> Your goal
Quote the whole listing word for word. Do not include the pictures.

Interface markup and scripts:
╔══
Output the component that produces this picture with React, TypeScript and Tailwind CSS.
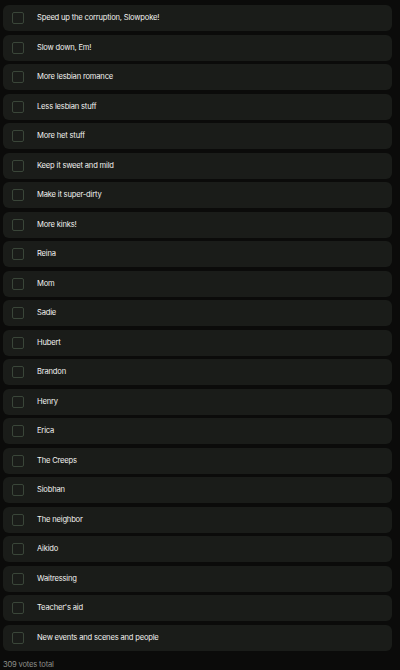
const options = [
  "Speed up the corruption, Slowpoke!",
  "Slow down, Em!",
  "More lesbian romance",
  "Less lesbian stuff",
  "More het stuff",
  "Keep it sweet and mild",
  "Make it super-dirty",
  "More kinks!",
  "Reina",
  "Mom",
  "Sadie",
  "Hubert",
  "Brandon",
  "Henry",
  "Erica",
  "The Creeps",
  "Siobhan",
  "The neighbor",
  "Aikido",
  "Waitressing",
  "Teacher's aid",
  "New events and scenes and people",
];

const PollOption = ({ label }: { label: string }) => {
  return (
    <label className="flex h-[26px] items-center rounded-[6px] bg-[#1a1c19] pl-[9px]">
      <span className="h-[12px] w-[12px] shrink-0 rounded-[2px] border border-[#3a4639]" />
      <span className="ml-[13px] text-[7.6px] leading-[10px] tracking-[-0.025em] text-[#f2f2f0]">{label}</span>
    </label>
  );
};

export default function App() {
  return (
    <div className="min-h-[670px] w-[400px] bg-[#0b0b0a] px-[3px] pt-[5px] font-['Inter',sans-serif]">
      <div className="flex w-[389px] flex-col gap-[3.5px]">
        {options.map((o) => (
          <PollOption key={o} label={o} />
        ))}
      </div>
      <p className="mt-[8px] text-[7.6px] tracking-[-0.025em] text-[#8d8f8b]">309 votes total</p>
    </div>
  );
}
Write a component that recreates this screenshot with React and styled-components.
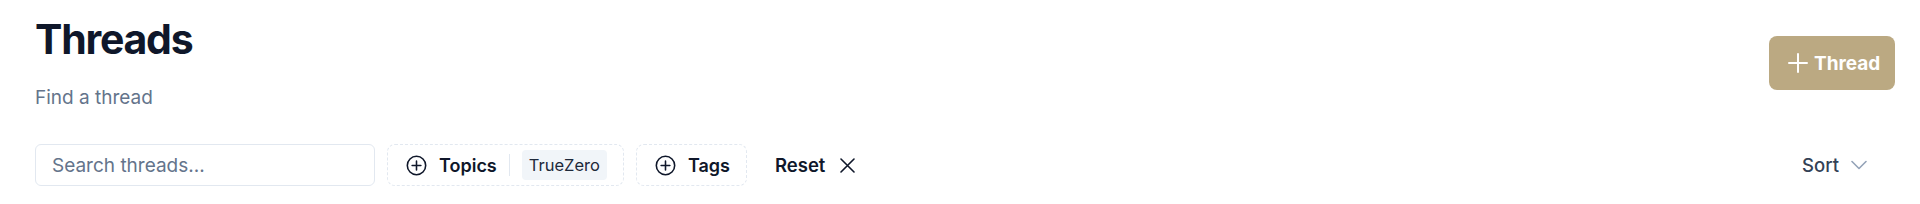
╚══
> Completed exercise
Output the component that produces this picture with React, TypeScript and Tailwind CSS.
const options = [
  "Speed up the corruption, Slowpoke!",
  "Slow down, Em!",
  "More lesbian romance",
  "Less lesbian stuff",
  "More het stuff",
  "Keep it sweet and mild",
  "Make it super-dirty",
  "More kinks!",
  "Reina",
  "Mom",
  "Sadie",
  "Hubert",
  "Brandon",
  "Henry",
  "Erica",
  "The Creeps",
  "Siobhan",
  "The neighbor",
  "Aikido",
  "Waitressing",
  "Teacher's aid",
  "New events and scenes and people",
];

const PollOption = ({ label }: { label: string }) => {
  return (
    <label className="flex h-[26px] items-center rounded-[6px] bg-[#1a1c19] pl-[9px]">
      <span className="h-[12px] w-[12px] shrink-0 rounded-[2px] border border-[#3a4639]" />
      <span className="ml-[13px] text-[7.6px] leading-[10px] tracking-[-0.025em] text-[#f2f2f0]">{label}</span>
    </label>
  );
};

export default function App() {
  return (
    <div className="min-h-[670px] w-[400px] bg-[#0b0b0a] px-[3px] pt-[5px] font-['Inter',sans-serif]">
      <div className="flex w-[389px] flex-col gap-[3.5px]">
        {options.map((o) => (
          <PollOption key={o} label={o} />
        ))}
      </div>
      <p className="mt-[8px] text-[7.6px] tracking-[-0.025em] text-[#8d8f8b]">309 votes total</p>
    </div>
  );
}
Write a component that recreates this screenshot with React and styled-components.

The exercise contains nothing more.